The official definition of spring lamb is rooted in the idea that their meat comes from animals on the younger side—precisely between three and five months old, The New York Times’s Craig Claiborne once wrote. Because of their youth, spring lambs reportedly taste milder and more tender than older lambs, while all lamb is less tough than mutton, the meat of sheep past the age of one. Spring, as a season, is also notable for the lamb industry because of the cultural significance that the meat has among eaters during both Easter and Passover. In fact, according to USDA, the two holidays together account for one-fifth of annual lamb sales.
Most lambs are harvested in the Mountain states, where sheep breed in October and November then give birth around April and May, says David Ollila, a sheep specialist for South Dakota State University Extension. In the Midwest, another lamb-producing region, lambs are more often born during the winter because of labor and feed availability, Ollila adds. Both these production schedules have harvest times that broadly overlap with the time range (March to October) covered by USDA’s spring lamb criteria.

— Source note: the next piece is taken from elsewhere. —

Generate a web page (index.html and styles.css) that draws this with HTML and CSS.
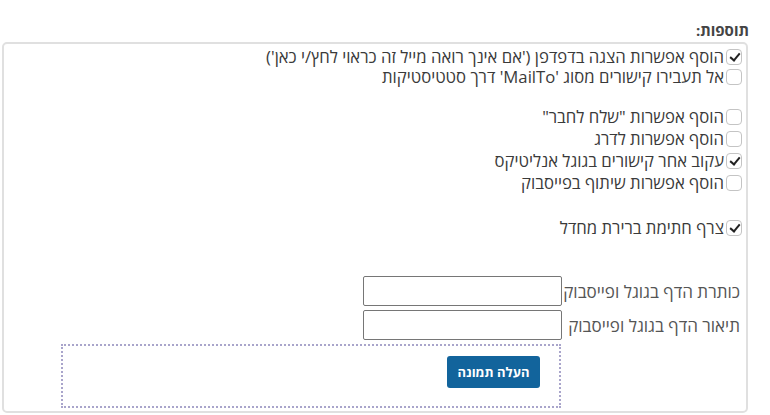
FILE: index.html
```html
<!DOCTYPE html>
<html lang="he" dir="rtl">
<head>
<meta charset="utf-8">
<link rel="stylesheet" href="styles.css">
</head>
<body>
<div class="page">
  <div class="title">תוספות:</div>
  <div class="box">
    <div class="group g1">
      <div class="row"><span class="cb checked"></span><span class="lbl">הוסף אפשרות הצגה בדפדפן ('אם אינך רואה מייל זה כראוי לחץ/י כאן')</span></div>
      <div class="row"><span class="cb"></span><span class="lbl">אל תעבירו קישורים מסוג 'MailTo' דרך סטטיסטיקות</span></div>
    </div>
    <div class="group g2">
      <div class="row"><span class="cb"></span><span class="lbl">הוסף אפשרות "שלח לחבר"</span></div>
      <div class="row"><span class="cb"></span><span class="lbl">הוסף אפשרות לדרג</span></div>
      <div class="row"><span class="cb checked"></span><span class="lbl">עקוב אחר קישורים בגוגל אנליטיקס</span></div>
      <div class="row"><span class="cb"></span><span class="lbl">הוסף אפשרות שיתוף בפייסבוק</span></div>
    </div>
    <div class="group g3">
      <div class="row"><span class="cb checked"></span><span class="lbl">צרף חתימת ברירת מחדל</span></div>
    </div>
    <div class="fields">
      <div class="field"><label class="flabel">כותרת הדף בגוגל ופייסבוק</label><input class="finput" type="text"></div>
      <div class="field"><label class="flabel">תיאור הדף בגוגל ופייסבוק</label><input class="finput" type="text"></div>
      <div class="upload"><button class="btn">העלה תמונה</button></div>
    </div>
  </div>
</div>
</body>
</html>
```
FILE: styles.css
```css
html, body {
  margin: 0;
  padding: 0;
  background: #fff;
}
body {
  font-family: "Open Sans", "DejaVu Sans", sans-serif;
  color: #333;
}
.page {
  width: 746px;
  margin-right: 22px;
  padding-top: 20px;
}
.title {
  font-size: 15px;
  font-weight: 700;
  color: #444;
  line-height: 20px;
  height: 20px;
  margin-bottom: 2px;
  margin-right: -1px;
}
.box {
  border: 2px solid #e0e0e0;
  border-radius: 5px;
  padding-top: 3px;
  box-sizing: border-box;
  height: 371px;
}
.group { padding-right: 4px; }
.g1 .row { height: 20px; line-height: 20px; }
.g2 { margin-top: 19px; }
.g2 .row { height: 22px; line-height: 22px; }
.g3 { margin-top: 23px; }
.g3 .row { height: 22px; line-height: 22px; }
.row {
  display: flex;
  align-items: center;
  gap: 2px;
  font-size: 16.7px;
  white-space: nowrap;
}
.lbl { color: #3a3a3a; }
.cb {
  position: relative;
  width: 16px;
  height: 16px;
  box-sizing: border-box;
  border: 1px solid #c4c4c4;
  border-radius: 4px;
  flex: none;
  background: #fff;
}
.cb.checked::after {
  content: "";
  position: absolute;
  left: 5px;
  top: 1px;
  width: 4px;
  height: 8px;
  border: solid #222;
  border-width: 0 2.5px 2.5px 0;
  transform: rotate(40deg);
}
.fields {
  margin-top: 37px;
  padding-right: 6px;
  display: flex;
  flex-direction: column;
  align-items: flex-start;
}
.field {
  display: flex;
  align-items: center;
  height: 30px;
  margin-bottom: 4px;
}
.flabel {
  width: 178px;
  font-size: 17px;
  color: #555;
  white-space: nowrap;
}
.finput {
  width: 199px;
  height: 30px;
  box-sizing: border-box;
  border: 1px solid #767676;
  border-radius: 2px;
  margin: 0;
  padding: 0 3px;
  background: #fff;
}
.upload {
  margin-right: 179px;
  width: 500px;
  height: 64px;
  box-sizing: border-box;
  border: 2px dotted #a9a5cb;
  padding: 10px 19px 0 0;
}
.btn {
  width: 93px;
  height: 32px;
  background: #12649c;
  color: #fff;
  border: 0;
  border-radius: 3px;
  font-family: "Open Sans", "DejaVu Sans", sans-serif;
  font-size: 13px;
  font-weight: 700;
  padding: 0;
}
```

But while the official definition of spring lamb suits American producers, it gets in the way of New Zealand meatpackers because of an almost comically simple fact of geography: Spring in the southern hemisphere is the opposite of spring in the northern hemisphere.

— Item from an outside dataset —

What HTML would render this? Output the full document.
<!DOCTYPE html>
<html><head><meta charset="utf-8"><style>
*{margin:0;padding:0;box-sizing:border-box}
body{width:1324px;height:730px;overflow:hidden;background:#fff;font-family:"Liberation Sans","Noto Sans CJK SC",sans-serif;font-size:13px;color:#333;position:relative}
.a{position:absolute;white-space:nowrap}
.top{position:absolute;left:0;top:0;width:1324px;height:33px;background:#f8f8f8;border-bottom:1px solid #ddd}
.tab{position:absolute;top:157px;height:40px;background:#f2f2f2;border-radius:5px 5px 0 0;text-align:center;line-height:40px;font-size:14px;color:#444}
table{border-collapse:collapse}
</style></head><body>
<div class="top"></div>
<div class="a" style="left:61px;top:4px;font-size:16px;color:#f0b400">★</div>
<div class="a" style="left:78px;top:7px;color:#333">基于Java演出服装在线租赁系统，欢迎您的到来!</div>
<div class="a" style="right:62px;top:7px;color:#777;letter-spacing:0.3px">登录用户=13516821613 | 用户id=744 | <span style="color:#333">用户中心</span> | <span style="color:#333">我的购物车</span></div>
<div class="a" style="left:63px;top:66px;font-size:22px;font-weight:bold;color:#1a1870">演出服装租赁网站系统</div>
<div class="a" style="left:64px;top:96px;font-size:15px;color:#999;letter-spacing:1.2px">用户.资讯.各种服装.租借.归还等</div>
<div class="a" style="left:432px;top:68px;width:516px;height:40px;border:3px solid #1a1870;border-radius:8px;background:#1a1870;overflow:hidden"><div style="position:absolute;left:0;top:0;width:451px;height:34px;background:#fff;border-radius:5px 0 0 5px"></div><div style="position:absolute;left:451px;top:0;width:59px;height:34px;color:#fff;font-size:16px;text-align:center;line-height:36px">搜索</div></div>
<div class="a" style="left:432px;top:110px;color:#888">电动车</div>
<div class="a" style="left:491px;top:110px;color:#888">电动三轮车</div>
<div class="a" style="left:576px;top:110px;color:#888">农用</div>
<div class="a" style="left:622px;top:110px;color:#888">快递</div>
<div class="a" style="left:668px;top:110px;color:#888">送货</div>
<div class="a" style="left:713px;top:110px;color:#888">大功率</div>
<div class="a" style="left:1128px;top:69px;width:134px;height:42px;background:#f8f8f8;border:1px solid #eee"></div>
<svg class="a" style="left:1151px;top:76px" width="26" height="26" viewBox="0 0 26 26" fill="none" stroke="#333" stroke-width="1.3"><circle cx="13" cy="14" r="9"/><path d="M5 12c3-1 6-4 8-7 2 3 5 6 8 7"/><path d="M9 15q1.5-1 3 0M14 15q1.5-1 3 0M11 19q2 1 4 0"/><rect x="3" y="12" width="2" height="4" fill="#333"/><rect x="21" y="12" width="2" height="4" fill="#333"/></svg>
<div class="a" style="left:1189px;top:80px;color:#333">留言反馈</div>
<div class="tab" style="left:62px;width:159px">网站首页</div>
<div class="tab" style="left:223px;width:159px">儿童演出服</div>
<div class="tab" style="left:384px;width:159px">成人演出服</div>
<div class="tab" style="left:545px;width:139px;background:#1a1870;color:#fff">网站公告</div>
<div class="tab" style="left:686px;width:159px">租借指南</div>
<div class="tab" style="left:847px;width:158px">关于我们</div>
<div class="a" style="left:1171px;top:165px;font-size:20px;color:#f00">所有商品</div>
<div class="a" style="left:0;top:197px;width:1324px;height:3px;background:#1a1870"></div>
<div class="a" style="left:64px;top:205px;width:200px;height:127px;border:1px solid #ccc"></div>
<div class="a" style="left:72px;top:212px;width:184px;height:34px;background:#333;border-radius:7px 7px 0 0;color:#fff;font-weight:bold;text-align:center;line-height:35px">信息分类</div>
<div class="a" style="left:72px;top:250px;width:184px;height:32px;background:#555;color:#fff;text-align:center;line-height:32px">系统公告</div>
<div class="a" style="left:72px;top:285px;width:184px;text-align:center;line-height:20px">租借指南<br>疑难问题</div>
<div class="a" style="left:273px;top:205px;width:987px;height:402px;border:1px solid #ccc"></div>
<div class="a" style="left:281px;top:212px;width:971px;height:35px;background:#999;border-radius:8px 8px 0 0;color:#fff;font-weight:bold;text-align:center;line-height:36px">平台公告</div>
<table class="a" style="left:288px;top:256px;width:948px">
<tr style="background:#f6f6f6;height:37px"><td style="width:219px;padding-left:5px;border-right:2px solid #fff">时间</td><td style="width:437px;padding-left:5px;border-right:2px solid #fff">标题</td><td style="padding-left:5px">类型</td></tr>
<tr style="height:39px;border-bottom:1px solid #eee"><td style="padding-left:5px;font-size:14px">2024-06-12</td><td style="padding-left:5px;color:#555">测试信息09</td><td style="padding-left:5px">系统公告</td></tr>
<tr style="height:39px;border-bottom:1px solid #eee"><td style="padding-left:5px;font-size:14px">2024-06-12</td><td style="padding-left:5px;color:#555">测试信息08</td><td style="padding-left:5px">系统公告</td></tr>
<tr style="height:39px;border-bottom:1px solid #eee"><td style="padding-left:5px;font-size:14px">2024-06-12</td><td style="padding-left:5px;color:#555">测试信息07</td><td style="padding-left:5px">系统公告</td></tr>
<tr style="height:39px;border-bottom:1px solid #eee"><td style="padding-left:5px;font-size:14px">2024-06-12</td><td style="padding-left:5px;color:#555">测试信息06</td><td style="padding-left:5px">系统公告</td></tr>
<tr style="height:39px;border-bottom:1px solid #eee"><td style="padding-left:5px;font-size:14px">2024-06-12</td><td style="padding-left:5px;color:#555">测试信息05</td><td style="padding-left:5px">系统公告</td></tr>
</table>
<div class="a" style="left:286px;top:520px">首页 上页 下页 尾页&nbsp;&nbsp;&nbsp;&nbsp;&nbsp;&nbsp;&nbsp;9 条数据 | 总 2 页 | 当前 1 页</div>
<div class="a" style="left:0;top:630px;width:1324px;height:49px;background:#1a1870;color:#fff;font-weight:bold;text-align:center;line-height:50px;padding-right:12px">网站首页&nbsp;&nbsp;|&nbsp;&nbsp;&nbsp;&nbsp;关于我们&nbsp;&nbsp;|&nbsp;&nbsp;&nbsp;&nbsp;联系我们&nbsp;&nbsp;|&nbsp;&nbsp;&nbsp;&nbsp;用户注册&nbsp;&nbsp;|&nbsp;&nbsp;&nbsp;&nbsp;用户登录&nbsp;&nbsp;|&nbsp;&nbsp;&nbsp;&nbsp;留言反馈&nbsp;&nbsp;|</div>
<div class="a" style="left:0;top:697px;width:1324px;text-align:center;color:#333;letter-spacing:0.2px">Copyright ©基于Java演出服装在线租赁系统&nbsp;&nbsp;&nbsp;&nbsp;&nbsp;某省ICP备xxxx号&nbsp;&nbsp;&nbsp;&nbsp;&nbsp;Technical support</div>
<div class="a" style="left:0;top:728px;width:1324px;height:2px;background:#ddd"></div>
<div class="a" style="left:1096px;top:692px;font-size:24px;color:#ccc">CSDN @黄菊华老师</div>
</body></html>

“All [New Zealand] sheep production is based on pasture [because] sheep remain outdoors all year round,” says Steve Morris, a professor of animal science at Massey University of New Zealand. “Lambing coincides with the increase in pasture growth in the spring season—spring in New Zealand occurs in the month of August, September, October. These are the months that lambs are born, with the peak being in August and September.” Morris also notes that lamb from New Zealand on average tends to have grassier notes because of this pasture-based production.
“To avoid having to pull product from the U.S. market during certain months of the year, the [company] must market its products under two different sets of labeling based on the time of the year, even though the characteristics of these products are otherwise the same,” Lamb Company’s petition reads.
The supplier also argued that modern lamb production is rendering USDA’s “spring lamb” definition increasingly irrelevant. Specifically, it highlights sheep farms in states like Texas and California—which can produce lamb outside of traditional farming schedules because of their warmer climates—asserting that young lamb meat can now be harvested through all four seasons. (Some farmers believe that winter-born lambs, who are more likely to be fed a grain-based feed, are less tasty than lambs who graze on grass.)
In its letter expressing opposition, the American Sheep Industry Association (ASI) characterized Lamb Company’s request as an attempt to expand its market share to the detriment of domestic producers.
Earlier this month, Lamb Company hit back in a response to ASI, characterizing its stance as being grounded in “an overly simplistic protectionist narrative.”
Whether “spring lamb” remains a relevant term varies among industry stakeholders. I spoke with a handful of smaller direct-to-consumer sheep ranchers, whose consensus was that they never use the term to market their products. Meanwhile, larger businesses like Superior Farms, North America’s largest lamb processor, maintains that it’s an important label that many of its buyers use. (For its part, Superior Farms filed its own letter of opposition to Lamb Company’s petition.)
“We have some customers who really like to leverage on it—whether it’s restaurants or food service distributors,” says Anders Hemphill, vice president of marketing and brand strategy at Superior Farms. “It’s not seen everywhere all the time. But we feel that it’s important to be able to reserve the right to be able to use that term in this country.”
Federal regulations don’t specify a time frame in which USDA’s Food Safety and Inspection Service, the agency that oversees meat labeling, must respond to petitions unless they pertain to public health, and it could be months or even years before a final decision is made. In the meantime, anyone hungry for some autumn lamb?